Mi sono scordata le chiavi della cantina, possiamo tornare alla Fornace a sistemare l′orto, assaggeremo domani i vini.
Stefano è ancora alle prese con le difficoltà del trattore, di certo qualche moccolo sarà volato in giro ma il suo viso mostra una paziente determinazione.
Accanto alle capre il piccolo cancello che introduce nello spazio dell′orto, vi portiamo le piantine di pomodoro, di zucchine, di melanzane e di peperoni, scaviamo un solco con la zappetta, ci versiamo una parte di compost naturale e le interriamo. Raccolgo gli ultimi carciofi per la pasta della cena e le ultime fave ancora appese alla pianta.
Stefano arriva dopo aver risolto in qualche modo le difficoltà e libera la capra con il suo capretto poi prima di tornare in casa chiama le altre capre per la breve mungitura.
Francesca mescola le ortiche per la tisana da portare sulle foglie del vigneto.
Si apre una bottiglia di Berace, Sangiovese e Cabernet Sauvignon e si apparecchia. Sì parla del trattamento per l′indomani e del l′instabilità del tempo. Della preoccupazione non si parla ma la si legge a chiare parole nel silenzio e nel non detto. Stefano porta un formaggio fatto da poco con il latte delle capre tra il fresco e lo stagionato e lo si mangia assieme al vino che pare un abbraccio ruvido di stoffa grezza e comunque calda e buona compagna di pelle.
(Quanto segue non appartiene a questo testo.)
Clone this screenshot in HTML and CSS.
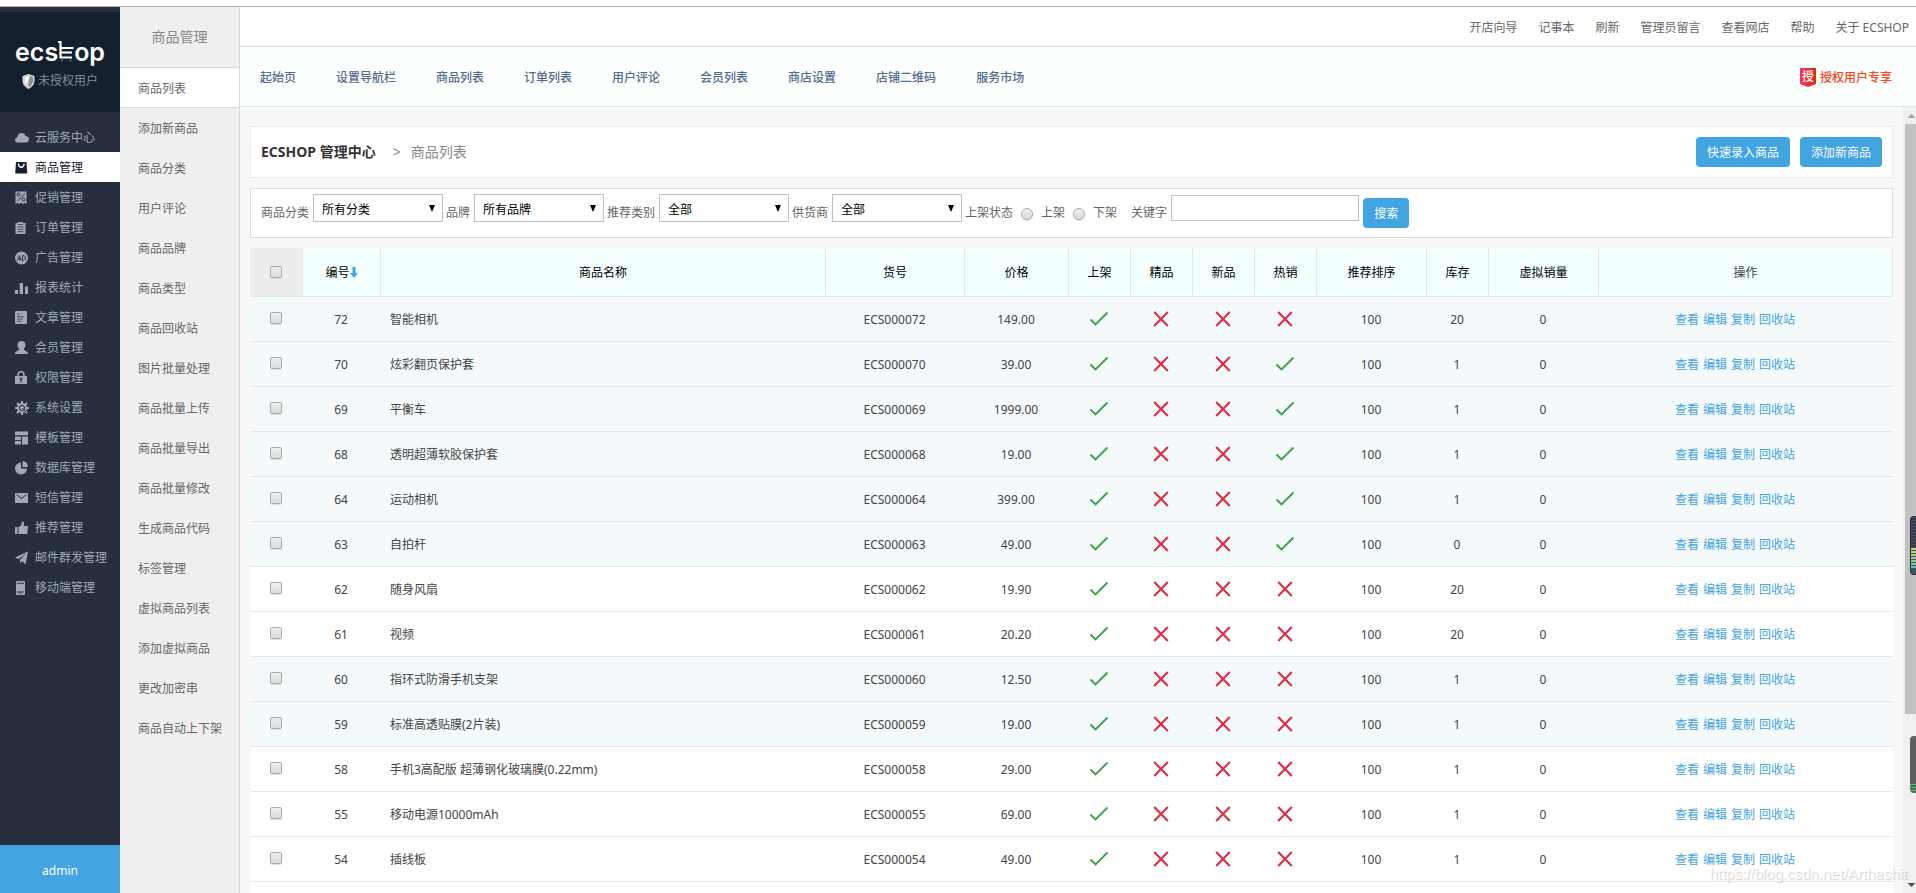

Poi, dopo la cena qualche risveglio di passione, ricordi di cinema, di western e di fantascienza, Sergio Leone e Asimov, i due generatori di fantasia per Stefano, di registi russi e di Kitano, le mie fonti di ispirazione. Francesca ci ascolta paziente e a volte si mette nella discussione poi taglia qualche fetta di torta e versa un bicchiere di passito di Aleatico. Chiudiamo in dolcezza il giorno allontanando per un momento il pensiero del domani, della vigna e delle sue necessità e vicissitudini. Si spegne il pentolone con la tisana di ortiche e buonanotte.